Indicateurs et conjoncture

La situation économique à Cuba s’est significativement dégradée depuis 2019, du fait de la pandémie, de faiblesses productives structurelles et du durcissement de l’embargo américain. Tandis que la croissance cubaine était déjà négative (-0,2%) en 2019, le choc économique lié au Covid-19 a conduit à une chute du PIB réel de 10,9% en 2020, selon The Economist Intelligence Unit. Après un retour progressif à la croissance (+2% en 2023), l’année 2024 a constitué un test de stabilisation de l’économie cubaine soldé par une légère croissance de 1,2%.

L’accès du pays aux devises étrangères est aujourd’hui limité, entrainant une réduction des capacités budgétaires de l’Etat, et une pénurie des produits alimentaires et de consommation courante principalement importés (70% des produits consommés). Le tourisme, considéré comme l’un des principaux moteurs économiques de Cuba et source de devises, peine à se relever depuis la fin de la pandémie. Cuba a ainsi accueilli 2,2 M de touristes étrangers en 2024, (-9,6 % g.a.) soit le pire chiffre depuis 17 ans (sans compter les années de covid-19).
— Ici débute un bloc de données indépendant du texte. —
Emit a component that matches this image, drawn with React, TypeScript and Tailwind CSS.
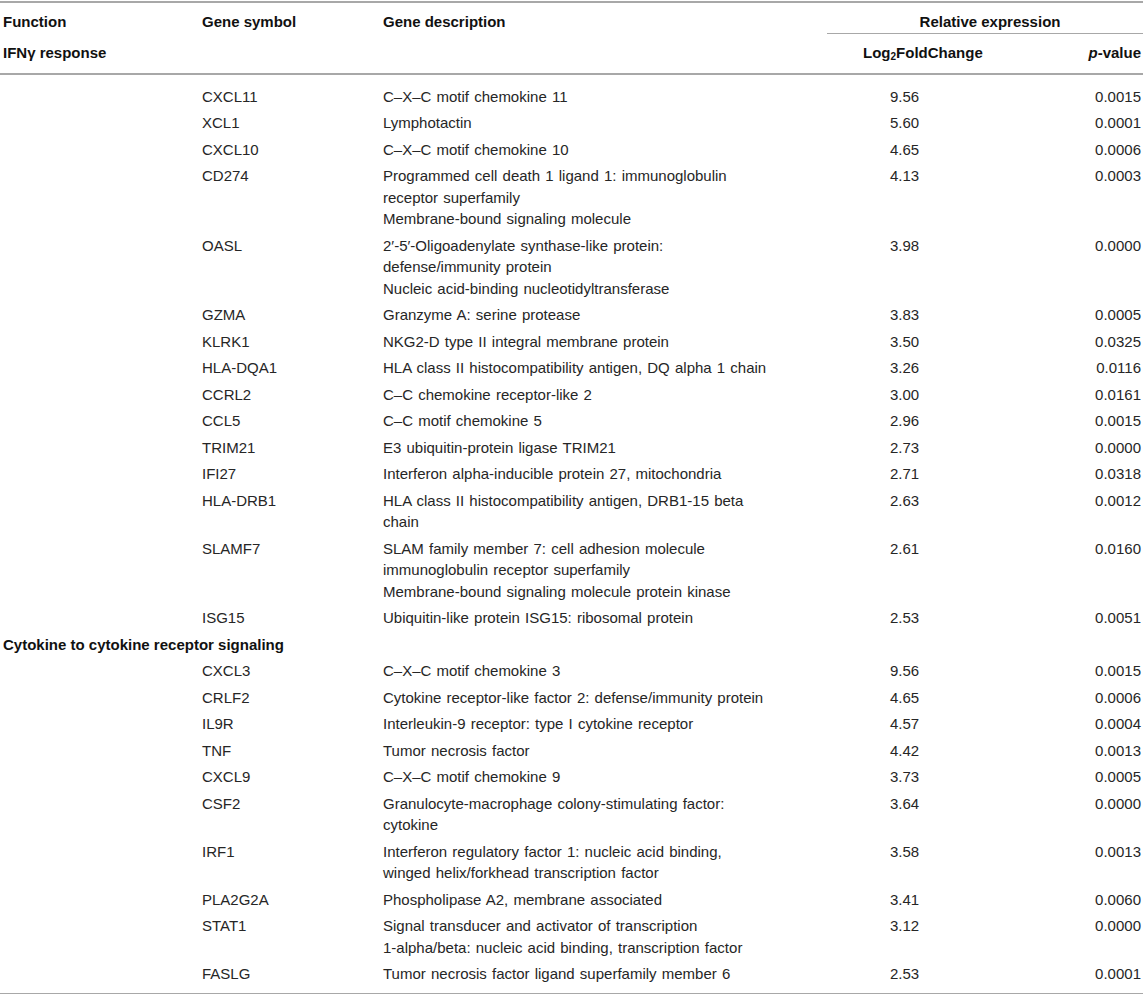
type Row = { gene: string; desc: string[]; fc: string; p: string };

const IFN_ROWS: Row[] = [
  { gene: 'CXCL11', desc: ['C–X–C motif chemokine 11'], fc: '9.56', p: '0.0015' },
  { gene: 'XCL1', desc: ['Lymphotactin'], fc: '5.60', p: '0.0001' },
  { gene: 'CXCL10', desc: ['C–X–C motif chemokine 10'], fc: '4.65', p: '0.0006' },
  {
    gene: 'CD274',
    desc: ['Programmed cell death 1 ligand 1: immunoglobulin', 'receptor superfamily', 'Membrane-bound signaling molecule'],
    fc: '4.13',
    p: '0.0003',
  },
  {
    gene: 'OASL',
    desc: ['2′-5′-Oligoadenylate synthase-like protein:', 'defense/immunity protein', 'Nucleic acid-binding nucleotidyltransferase'],
    fc: '3.98',
    p: '0.0000',
  },
  { gene: 'GZMA', desc: ['Granzyme A: serine protease'], fc: '3.83', p: '0.0005' },
  { gene: 'KLRK1', desc: ['NKG2-D type II integral membrane protein'], fc: '3.50', p: '0.0325' },
  { gene: 'HLA-DQA1', desc: ['HLA class II histocompatibility antigen, DQ alpha 1 chain'], fc: '3.26', p: '0.0116' },
  { gene: 'CCRL2', desc: ['C–C chemokine receptor-like 2'], fc: '3.00', p: '0.0161' },
  { gene: 'CCL5', desc: ['C–C motif chemokine 5'], fc: '2.96', p: '0.0015' },
  { gene: 'TRIM21', desc: ['E3 ubiquitin-protein ligase TRIM21'], fc: '2.73', p: '0.0000' },
  { gene: 'IFI27', desc: ['Interferon alpha-inducible protein 27, mitochondria'], fc: '2.71', p: '0.0318' },
  { gene: 'HLA-DRB1', desc: ['HLA class II histocompatibility antigen, DRB1-15 beta', 'chain'], fc: '2.63', p: '0.0012' },
  {
    gene: 'SLAMF7',
    desc: ['SLAM family member 7: cell adhesion molecule', 'immunoglobulin receptor superfamily', 'Membrane-bound signaling molecule protein kinase'],
    fc: '2.61',
    p: '0.0160',
  },
  { gene: 'ISG15', desc: ['Ubiquitin-like protein ISG15: ribosomal protein'], fc: '2.53', p: '0.0051' },
];

const CYTOKINE_ROWS: Row[] = [
  { gene: 'CXCL3', desc: ['C–X–C motif chemokine 3'], fc: '9.56', p: '0.0015' },
  { gene: 'CRLF2', desc: ['Cytokine receptor-like factor 2: defense/immunity protein'], fc: '4.65', p: '0.0006' },
  { gene: 'IL9R', desc: ['Interleukin-9 receptor: type I cytokine receptor'], fc: '4.57', p: '0.0004' },
  { gene: 'TNF', desc: ['Tumor necrosis factor'], fc: '4.42', p: '0.0013' },
  { gene: 'CXCL9', desc: ['C–X–C motif chemokine 9'], fc: '3.73', p: '0.0005' },
  { gene: 'CSF2', desc: ['Granulocyte-macrophage colony-stimulating factor:', 'cytokine'], fc: '3.64', p: '0.0000' },
  {
    gene: 'IRF1',
    desc: ['Interferon regulatory factor 1: nucleic acid binding,', 'winged helix/forkhead transcription factor'],
    fc: '3.58',
    p: '0.0013',
  },
  { gene: 'PLA2G2A', desc: ['Phospholipase A2, membrane associated'], fc: '3.41', p: '0.0060' },
  {
    gene: 'STAT1',
    desc: ['Signal transducer and activator of transcription', '1-alpha/beta: nucleic acid binding, transcription factor'],
    fc: '3.12',
    p: '0.0000',
  },
  { gene: 'FASLG', desc: ['Tumor necrosis factor ligand superfamily member 6'], fc: '2.53', p: '0.0001' },
];

const COLS = 'grid grid-cols-[202px_181px_444px_183px_1fr]';

const DataRow = ({ row }: { row: Row }) => (
  <div className={`${COLS} py-[2.5px]`}>
    <div />
    <div>{row.gene}</div>
    <div className="[word-spacing:1px]">
      {row.desc.map((line) => (
        <div key={line}>{line}</div>
      ))}
    </div>
    <div className="pl-[63px]">{row.fc}</div>
    <div className="text-right pr-[2px]">{row.p}</div>
  </div>
);

const SectionRow = ({ title }: { title: string }) => (
  <div className="py-[2.5px] pl-[3px] font-bold text-[#111]">{title}</div>
);

export default function App() {
  return (
    <div
      className="w-[1143px] bg-white text-[15px] leading-[21.5px] text-[#262626] pt-[1px]"
      style={{ fontFamily: '"Liberation Sans", Arial, sans-serif' }}
    >
      {/* header */}
      <div className="h-[2px] bg-[#a8a8a8]" />
      <div className={`${COLS} font-bold text-[#111]`}>
        <div className="pl-[3px] pt-[8px]">Function</div>
        <div className="pt-[8px]">Gene symbol</div>
        <div className="pt-[8px]">Gene description</div>
        <div className="col-span-2 pt-[8px] border-b border-[#a8a8a8] text-center pl-[10px]">Relative expression</div>

        <div className="pl-[3px] pt-[8px] pb-[10px]">IFNγ response</div>
        <div />
        <div />
        <div className="pl-[36px] pt-[8px] pb-[10px]">
          Log<sub className="text-[10px]">2</sub>FoldChange
        </div>
        <div className="text-right pr-[2px] pt-[8px] pb-[10px]">
          <span className="italic">p</span>-value
        </div>
      </div>
      <div className="h-[2px] bg-[#a8a8a8]" />

      {/* body */}
      <div className="pt-[8px] pb-[6px]">
        {IFN_ROWS.map((row) => (
          <DataRow key={row.gene} row={row} />
        ))}
        <SectionRow title="Cytokine to cytokine receptor signaling" />
        {CYTOKINE_ROWS.map((row) => (
          <DataRow key={row.gene} row={row} />
        ))}
      </div>
      <div className="h-[2px] bg-[#a8a8a8]" />
    </div>
  );
}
Le premier trimestre 2025 confirme qu’une reprise du secteur ne semble pas envisageable à court terme avec une chute de près du tiers de visiteurs. Si les services médicaux représentent la source majeure de devises pour Cuba (4,9 Mds USD en 2022 soit 70% du total des services exportés), les recettes enregistrées restent également inférieures au montant capté avant la pandémie (8,2 Mds USD en 2014 et 6,4 Mds USD en 2018). L’exportation de ces services a souffert de la remise en cause d’un de ses principaux débouchés au Brésil et de la crise au Venezuela. Enfin, les transferts de fonds de la diaspora cubaine (« remesas »), qui représentaient la 2nde source de devises pour l’île, ont fortement chuté avec la pandémie passant de 3,7 Mds USD en 2019 à à 1,97 Mds USD en 2023 (-3% par rapport à l’année précédente) et représente par ailleurs une chute de 47% par rapport à 2019.

Si en 2021 l’île avait engagé une réforme historique visant à mettre fin à la dualité monétaire (suppression du peso cubain convertible, ou CUC) et à la multiplicité des taux de change du pays, l’application de cette réforme a engendré une inflation hors de contrôle et a entraîné le pays dans une crise monétaire, accentuant la crise économique. L’inflation enregistrée en 2021 (152% selon the EIU) pouvait principalement être attribuée à l’unification monétaire, elle semble désormais résulter depuis 2022 d’un concours de facteurs structurels et conjoncturels : pénuries de produits alimentaires, énergétiques, d’hygiène et de santé aggravées ; crise de liquidité sans précédent ; système productif déliquescent ; guerre en Ukraine ; sanctions américaines et reprise décevante du secteur touristique. Par ailleurs, la taille du PIB a été largement revue à la baisse passant de 107,4 Mds USD en 2020 à 22,7 Mds USD en 2021 et 25,3 Mds USD en 2022 (cette division par cinq retranscrivant la surestimation artificielle précédente du PIB nominal).

Le secteur privé à Cuba a vu son développement s’accentuer avec l’adoption en août 2021 du statut des MYPIMES qui représentent le secteur des TPE/PME. Selon les sources officielles, le système entrepreneurial cubain comptait 17 427 entités à la fin de l’année 2023 (2 531 entreprises étatiques, 9 652 MIPYMES privées, 5 138 coopératives et 106 entreprises mixtes), auxquelles s’ajoutent 600 000 TCP. Ce secteur privé représenterait une part croissante du PIB (autour de 14%) et emploierait 15% de la population active du pays. Si les autorités n’ont pas pour ambition de revenir sur le statut des MYPIMES, qui a connu un franc succès, ces dernières sont régulièrement accusées par la classe politique d’alimenter l’inflation et de contribuer au développement des inégalités dans le pays.

Conscient de la situation économique et de l’urgence de la situation, le gouvernement a annoncé en décembre 2023 un changement de cap avec l’adoption de mesures d’austérité afin de limiter le déficit budgétaire, comme une augmentation du prix de l’essence à la pompe et la création d’un réseau de distribution en devises (en vigueur depuis mars 2024) ou encore une augmentation des tarifs de l’électricité pour les plus gros consommateurs. En parallèle aucune augmentation générale des salaires n’a été annoncée à l’exception de revalorisations sectorielles pour certains salariés dans le secteur de la santé et de l’éducation. Ces hausses ont alimenté l’inflation et accru les inégalités entre les cubains ayant accès à la devise et ceux n’ayant que des revenus ou des pensions en monnaie nationale (CUP).